PROMPT: Repeat, exactly and in full, the lines of the listing below, but without any pictures.

SUPPLIED MATERIAL:
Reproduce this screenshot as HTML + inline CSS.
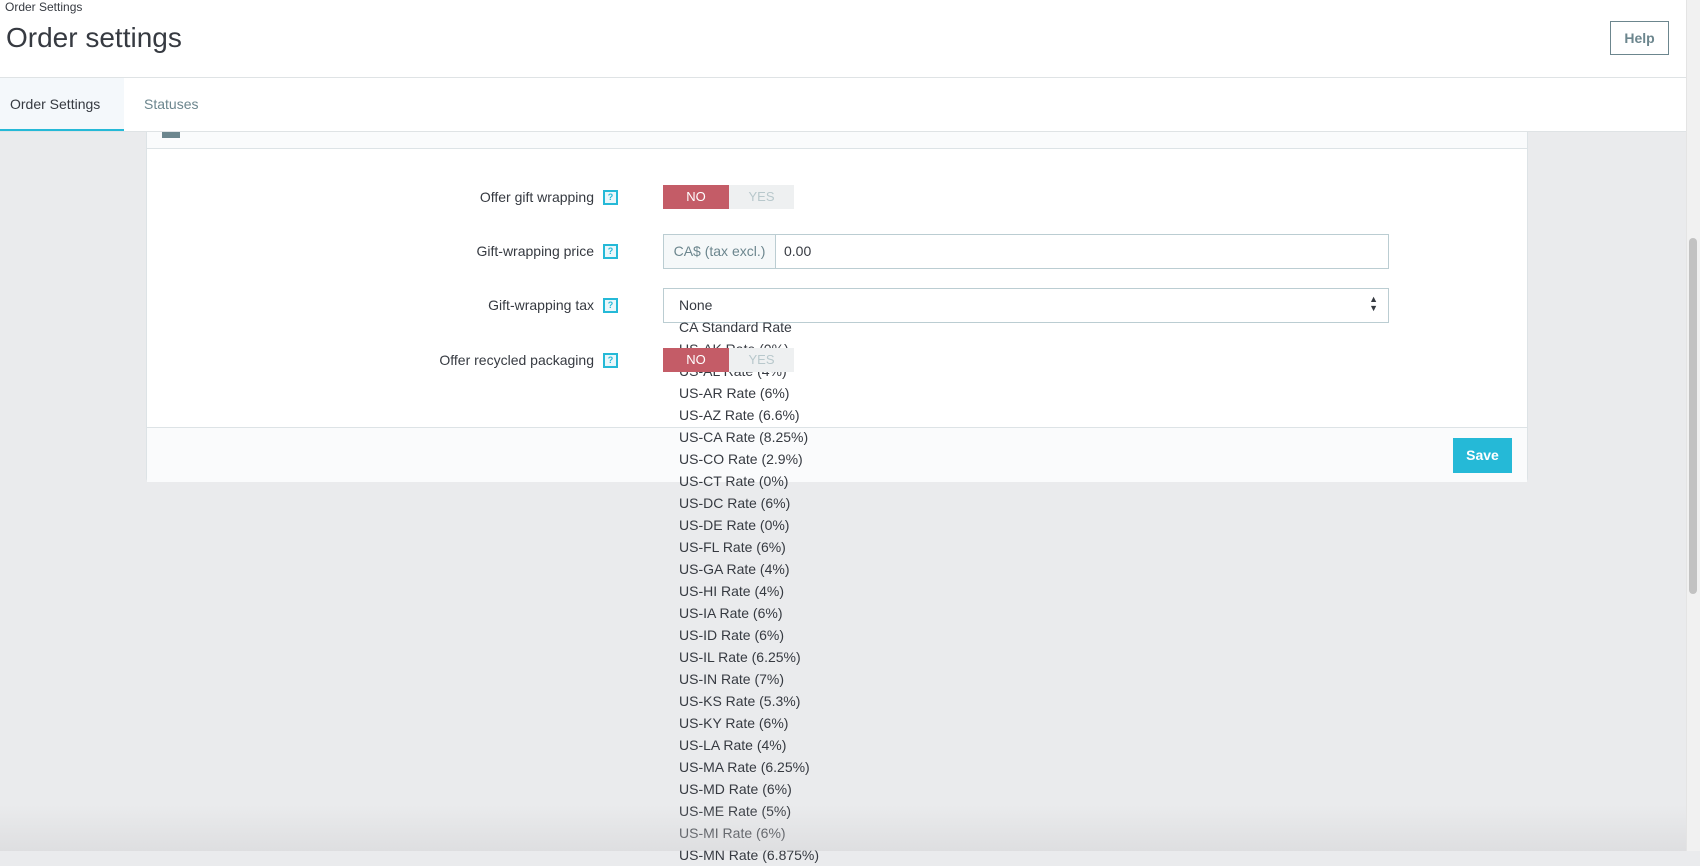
<!DOCTYPE html>
<html><head><meta charset="utf-8"><style>
*{box-sizing:border-box;margin:0;padding:0}
body{width:1700px;height:851px;overflow:hidden;background:#eaebed;font-family:"Liberation Sans",sans-serif;color:#363a41;position:relative}
.hdr{position:absolute;left:0;top:0;width:1686px;height:132px;background:#fff}
.bc{position:absolute;left:5px;top:0;font-size:12px;color:#363a41}
.title{position:absolute;left:6px;top:22px;font-size:28px;color:#363a41}
.help{position:absolute;left:1610px;top:21px;width:59px;height:34px;border:1px solid #6c868e;color:#6c868e;font-size:14px;font-weight:bold;text-align:center;line-height:32px}
.hline{position:absolute;left:0;top:77px;width:1686px;height:1px;background:#dfe3e5}
.tab1{position:absolute;left:0;top:78px;width:124px;height:54px;background:#f4f8fb;border-bottom:3px solid #25b9d7;font-size:14px;line-height:52px;padding-left:10px}
.tab2{position:absolute;left:144px;top:78px;line-height:52px;font-size:14px;color:#6c868e}
.tline{position:absolute;left:0;top:131px;width:1686px;height:1px;background:#dfe3e5}
.sb{position:absolute;left:1686px;top:0;width:14px;height:851px;background:#f1f1f1;border-left:1px solid #e4e4e4}
.thumb{position:absolute;left:1689px;top:238px;width:8px;height:356px;background:#c2c2c2;border-radius:4px}
.panel{position:absolute;left:146px;top:132px;width:1382px;height:350px;background:#fff;border:1px solid #dde3e6;border-top:none;border-radius:0 0 4px 4px}
.ph{position:absolute;left:0;top:0;width:100%;height:17px;background:#fafbfc;border-bottom:1px solid #dde3e6}
.pf{position:absolute;left:0;top:295px;width:100%;height:55px;background:#fafbfc;border-top:1px solid #dde3e6}
.ico{position:absolute;left:15px;top:0;width:18px;height:6px;background:#6c868e}
.lbl{position:absolute;right:1106px;font-size:14px;text-align:right;white-space:nowrap}
.q{position:absolute;left:603px;width:15px;height:15px;border:2px solid #25b9d7;background:#eaf7fb;color:#25b9d7;font-size:9px;font-weight:bold;text-align:center;line-height:11px}
.sw{position:absolute;left:663px;width:131px;height:24px;font-size:13px;line-height:24px;text-align:center}
.sw .n{position:absolute;left:0;top:0;width:66px;height:24px;background:#c45c67;color:#fff}
.sw .y{position:absolute;left:66px;top:0;width:65px;height:24px;background:#eef0f1;color:#b8c8cc}
.inp{position:absolute;left:663px;width:726px;height:35px;border:1px solid #bbcdd2;background:#fff;font-size:14px}
.add{position:absolute;left:0;top:0;width:112px;height:33px;background:#f5f8f9;border-right:1px solid #bbcdd2;color:#6c868e;line-height:33px;text-align:center}
.list{position:absolute;left:679px;top:316px;font-size:14px;line-height:22px;color:#363a41}
.save{position:absolute;left:1453px;top:438px;width:59px;height:35px;background:#25b9d7;color:#fff;font-weight:bold;font-size:14px;line-height:35px;text-align:center}
.fade{position:absolute;left:0;top:805px;width:1686px;height:46px;background:linear-gradient(rgba(234,235,237,0),rgba(210,210,212,.5))}
</style></head><body>
<div class="hdr"></div>
<div class="bc">Order Settings</div>
<div class="title">Order settings</div>
<div class="help">Help</div>
<div class="hline"></div>
<div class="tab1">Order Settings</div>
<div class="tab2">Statuses</div>
<div class="tline"></div>
<div class="panel"><div class="ph"><div class="ico"></div></div><div class="pf"></div></div>
<div class="lbl" style="top:189px">Offer gift wrapping</div><div class="q" style="top:190px">?</div>
<div class="sw" style="top:185px"><div class="n">NO</div><div class="y">YES</div></div>
<div class="lbl" style="top:243px">Gift-wrapping price</div><div class="q" style="top:244px">?</div>
<div class="inp" style="top:234px"><div class="add">CA$ (tax excl.)</div><span style="position:absolute;left:120px;top:8px">0.00</span></div>
<div class="lbl" style="top:297px">Gift-wrapping tax</div><div class="q" style="top:298px">?</div>
<div class="inp" style="top:288px"><span style="position:absolute;left:15px;top:8px">None</span><span style="position:absolute;right:10px;top:6px;font-size:9px;line-height:9px">▲<br>▼</span></div>
<div class="list">CA Standard Rate<br>US-AK Rate (0%)<br>US-AL Rate (4%)<br>US-AR Rate (6%)<br>US-AZ Rate (6.6%)<br>US-CA Rate (8.25%)<br>US-CO Rate (2.9%)<br>US-CT Rate (0%)<br>US-DC Rate (6%)<br>US-DE Rate (0%)<br>US-FL Rate (6%)<br>US-GA Rate (4%)<br>US-HI Rate (4%)<br>US-IA Rate (6%)<br>US-ID Rate (6%)<br>US-IL Rate (6.25%)<br>US-IN Rate (7%)<br>US-KS Rate (5.3%)<br>US-KY Rate (6%)<br>US-LA Rate (4%)<br>US-MA Rate (6.25%)<br>US-MD Rate (6%)<br>US-ME Rate (5%)<br>US-MI Rate (6%)<br>US-MN Rate (6.875%)</div>
<div class="lbl" style="top:352px">Offer recycled packaging</div><div class="q" style="top:353px">?</div>
<div class="sw" style="top:348px"><div class="n">NO</div><div class="y">YES</div></div>
<div class="save">Save</div>
<div class="fade"></div>
<div class="sb"></div><div class="thumb"></div>
</body></html>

EXERCISE SOLUTION:
Reproduce this screenshot as HTML + inline CSS.
<!DOCTYPE html>
<html><head><meta charset="utf-8"><style>
*{box-sizing:border-box;margin:0;padding:0}
body{width:1700px;height:851px;overflow:hidden;background:#eaebed;font-family:"Liberation Sans",sans-serif;color:#363a41;position:relative}
.hdr{position:absolute;left:0;top:0;width:1686px;height:132px;background:#fff}
.bc{position:absolute;left:5px;top:0;font-size:12px;color:#363a41}
.title{position:absolute;left:6px;top:22px;font-size:28px;color:#363a41}
.help{position:absolute;left:1610px;top:21px;width:59px;height:34px;border:1px solid #6c868e;color:#6c868e;font-size:14px;font-weight:bold;text-align:center;line-height:32px}
.hline{position:absolute;left:0;top:77px;width:1686px;height:1px;background:#dfe3e5}
.tab1{position:absolute;left:0;top:78px;width:124px;height:54px;background:#f4f8fb;border-bottom:3px solid #25b9d7;font-size:14px;line-height:52px;padding-left:10px}
.tab2{position:absolute;left:144px;top:78px;line-height:52px;font-size:14px;color:#6c868e}
.tline{position:absolute;left:0;top:131px;width:1686px;height:1px;background:#dfe3e5}
.sb{position:absolute;left:1686px;top:0;width:14px;height:851px;background:#f1f1f1;border-left:1px solid #e4e4e4}
.thumb{position:absolute;left:1689px;top:238px;width:8px;height:356px;background:#c2c2c2;border-radius:4px}
.panel{position:absolute;left:146px;top:132px;width:1382px;height:350px;background:#fff;border:1px solid #dde3e6;border-top:none;border-radius:0 0 4px 4px}
.ph{position:absolute;left:0;top:0;width:100%;height:17px;background:#fafbfc;border-bottom:1px solid #dde3e6}
.pf{position:absolute;left:0;top:295px;width:100%;height:55px;background:#fafbfc;border-top:1px solid #dde3e6}
.ico{position:absolute;left:15px;top:0;width:18px;height:6px;background:#6c868e}
.lbl{position:absolute;right:1106px;font-size:14px;text-align:right;white-space:nowrap}
.q{position:absolute;left:603px;width:15px;height:15px;border:2px solid #25b9d7;background:#eaf7fb;color:#25b9d7;font-size:9px;font-weight:bold;text-align:center;line-height:11px}
.sw{position:absolute;left:663px;width:131px;height:24px;font-size:13px;line-height:24px;text-align:center}
.sw .n{position:absolute;left:0;top:0;width:66px;height:24px;background:#c45c67;color:#fff}
.sw .y{position:absolute;left:66px;top:0;width:65px;height:24px;background:#eef0f1;color:#b8c8cc}
.inp{position:absolute;left:663px;width:726px;height:35px;border:1px solid #bbcdd2;background:#fff;font-size:14px}
.add{position:absolute;left:0;top:0;width:112px;height:33px;background:#f5f8f9;border-right:1px solid #bbcdd2;color:#6c868e;line-height:33px;text-align:center}
.list{position:absolute;left:679px;top:316px;font-size:14px;line-height:22px;color:#363a41}
.save{position:absolute;left:1453px;top:438px;width:59px;height:35px;background:#25b9d7;color:#fff;font-weight:bold;font-size:14px;line-height:35px;text-align:center}
.fade{position:absolute;left:0;top:805px;width:1686px;height:46px;background:linear-gradient(rgba(234,235,237,0),rgba(210,210,212,.5))}
</style></head><body>
<div class="hdr"></div>
<div class="bc">Order Settings</div>
<div class="title">Order settings</div>
<div class="help">Help</div>
<div class="hline"></div>
<div class="tab1">Order Settings</div>
<div class="tab2">Statuses</div>
<div class="tline"></div>
<div class="panel"><div class="ph"><div class="ico"></div></div><div class="pf"></div></div>
<div class="lbl" style="top:189px">Offer gift wrapping</div><div class="q" style="top:190px">?</div>
<div class="sw" style="top:185px"><div class="n">NO</div><div class="y">YES</div></div>
<div class="lbl" style="top:243px">Gift-wrapping price</div><div class="q" style="top:244px">?</div>
<div class="inp" style="top:234px"><div class="add">CA$ (tax excl.)</div><span style="position:absolute;left:120px;top:8px">0.00</span></div>
<div class="lbl" style="top:297px">Gift-wrapping tax</div><div class="q" style="top:298px">?</div>
<div class="inp" style="top:288px"><span style="position:absolute;left:15px;top:8px">None</span><span style="position:absolute;right:10px;top:6px;font-size:9px;line-height:9px">▲<br>▼</span></div>
<div class="list">CA Standard Rate<br>US-AK Rate (0%)<br>US-AL Rate (4%)<br>US-AR Rate (6%)<br>US-AZ Rate (6.6%)<br>US-CA Rate (8.25%)<br>US-CO Rate (2.9%)<br>US-CT Rate (0%)<br>US-DC Rate (6%)<br>US-DE Rate (0%)<br>US-FL Rate (6%)<br>US-GA Rate (4%)<br>US-HI Rate (4%)<br>US-IA Rate (6%)<br>US-ID Rate (6%)<br>US-IL Rate (6.25%)<br>US-IN Rate (7%)<br>US-KS Rate (5.3%)<br>US-KY Rate (6%)<br>US-LA Rate (4%)<br>US-MA Rate (6.25%)<br>US-MD Rate (6%)<br>US-ME Rate (5%)<br>US-MI Rate (6%)<br>US-MN Rate (6.875%)</div>
<div class="lbl" style="top:352px">Offer recycled packaging</div><div class="q" style="top:353px">?</div>
<div class="sw" style="top:348px"><div class="n">NO</div><div class="y">YES</div></div>
<div class="save">Save</div>
<div class="fade"></div>
<div class="sb"></div><div class="thumb"></div>
</body></html>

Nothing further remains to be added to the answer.